■ PROBLEM REQUIREMENTS ■
Only the number is needed: how many lines of the records include "this"?

■ TASK INPUTS ■
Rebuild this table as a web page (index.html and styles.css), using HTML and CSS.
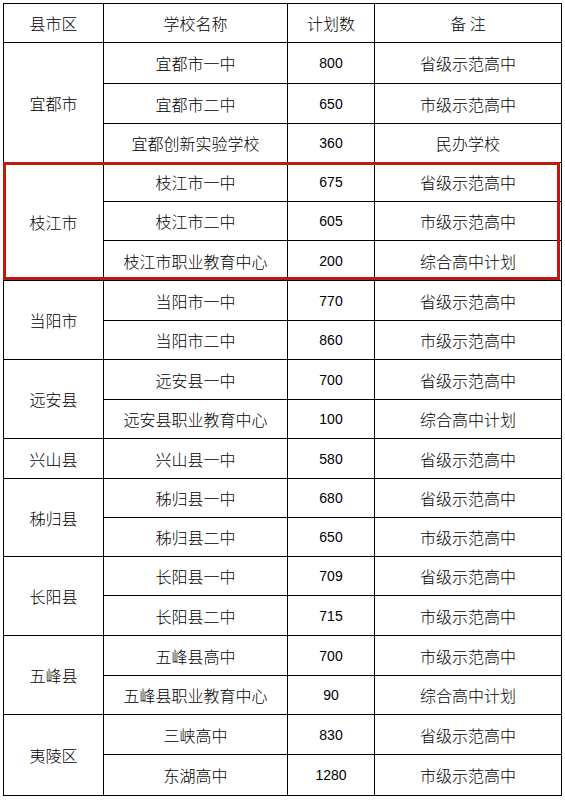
FILE: index.html
```html
<!DOCTYPE html>
<html lang="zh-CN">
<head>
<meta charset="utf-8">
<title>宜昌市学校计划数</title>
<link rel="stylesheet" href="styles.css">
</head>
<body>
<div class="sheet">
  <table class="plan">
    <colgroup>
      <col class="c-area">
      <col class="c-school">
      <col class="c-num">
      <col class="c-note">
    </colgroup>
    <thead>
      <tr class="head">
        <th>县市区</th>
        <th>学校名称</th>
        <th>计划数</th>
        <th>备&nbsp;注</th>
      </tr>
    </thead>
    <tbody>
      <tr class="r41"><td rowspan="3">宜都市</td><td>宜都市一中</td><td class="num">800</td><td>省级示范高中</td></tr>
      <tr class="r40"><td>宜都市二中</td><td class="num">650</td><td>市级示范高中</td></tr>
      <tr class="r39"><td>宜都创新实验学校</td><td class="num">360</td><td>民办学校</td></tr>
      <tr class="r39"><td rowspan="3">枝江市</td><td>枝江市一中</td><td class="num">675</td><td>省级示范高中</td></tr>
      <tr class="r39"><td>枝江市二中</td><td class="num">605</td><td>市级示范高中</td></tr>
      <tr class="r40"><td>枝江市职业教育中心</td><td class="num">200</td><td>综合高中计划</td></tr>
      <tr class="r40"><td rowspan="2">当阳市</td><td>当阳市一中</td><td class="num">770</td><td>省级示范高中</td></tr>
      <tr class="r39"><td>当阳市二中</td><td class="num">860</td><td>市级示范高中</td></tr>
      <tr class="r40"><td rowspan="2">远安县</td><td>远安县一中</td><td class="num">700</td><td>省级示范高中</td></tr>
      <tr class="r39"><td>远安县职业教育中心</td><td class="num">100</td><td>综合高中计划</td></tr>
      <tr class="r40"><td>兴山县</td><td>兴山县一中</td><td class="num">580</td><td>省级示范高中</td></tr>
      <tr class="r39"><td rowspan="2">秭归县</td><td>秭归县一中</td><td class="num">680</td><td>省级示范高中</td></tr>
      <tr class="r39"><td>秭归县二中</td><td class="num">650</td><td>市级示范高中</td></tr>
      <tr class="r39"><td rowspan="2">长阳县</td><td>长阳县一中</td><td class="num">709</td><td>省级示范高中</td></tr>
      <tr class="r40"><td>长阳县二中</td><td class="num">715</td><td>市级示范高中</td></tr>
      <tr class="r40"><td rowspan="2">五峰县</td><td>五峰县高中</td><td class="num">700</td><td>市级示范高中</td></tr>
      <tr class="r39"><td>五峰县职业教育中心</td><td class="num">90</td><td>综合高中计划</td></tr>
      <tr class="r40"><td rowspan="2">夷陵区</td><td>三峡高中</td><td class="num">830</td><td>省级示范高中</td></tr>
      <tr class="r41"><td>东湖高中</td><td class="num">1280</td><td>市级示范高中</td></tr>
    </tbody>
  </table>
  <div class="highlight"></div>
</div>
</body>
</html>
```

FILE: styles.css
```css
html, body {
  margin: 0;
  padding: 0;
  background: #ffffff;
}

body {
  font-family: "Noto Sans CJK SC", "Liberation Sans", sans-serif;
  color: #000000;
}

.sheet {
  position: relative;
  width: 558px;
  margin: 3px 0 0 3px;
}

.plan {
  width: 558px;
  border-collapse: collapse;
  table-layout: fixed;
}

.c-area { width: 100px; }
.c-school { width: 184px; }
.c-num { width: 87px; }
.c-note { width: 187px; }

.plan th,
.plan td {
  border: 1px solid #000000;
  padding: 0;
  text-align: center;
  vertical-align: middle;
  font-size: 16px;
  font-weight: 300;
  line-height: 20px;
  white-space: nowrap;
}

.plan .num {
  font-family: "Liberation Sans", sans-serif;
  font-size: 14px;
  font-weight: normal;
}

.head { height: 39px; }
.r39 { height: 39px; }
.r40 { height: 40px; }
.r41 { height: 41px; }

.highlight {
  position: absolute;
  left: 0;
  top: 159px;
  width: 551px;
  height: 112px;
  border: 3px solid #c0170f;
  pointer-events: none;
}
```
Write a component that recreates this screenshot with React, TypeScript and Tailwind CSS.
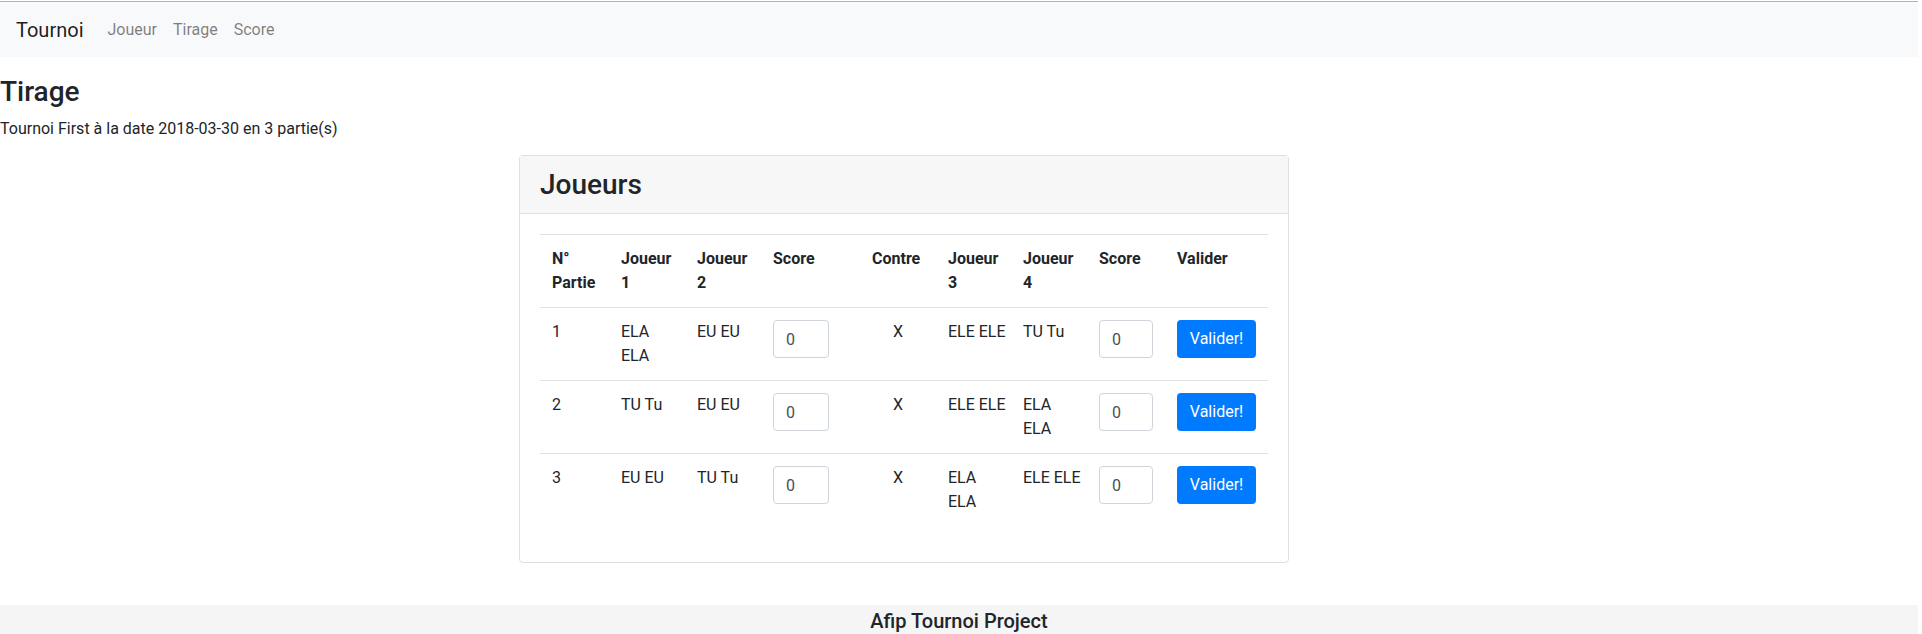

■ COMPLETE OUTPUT ■
2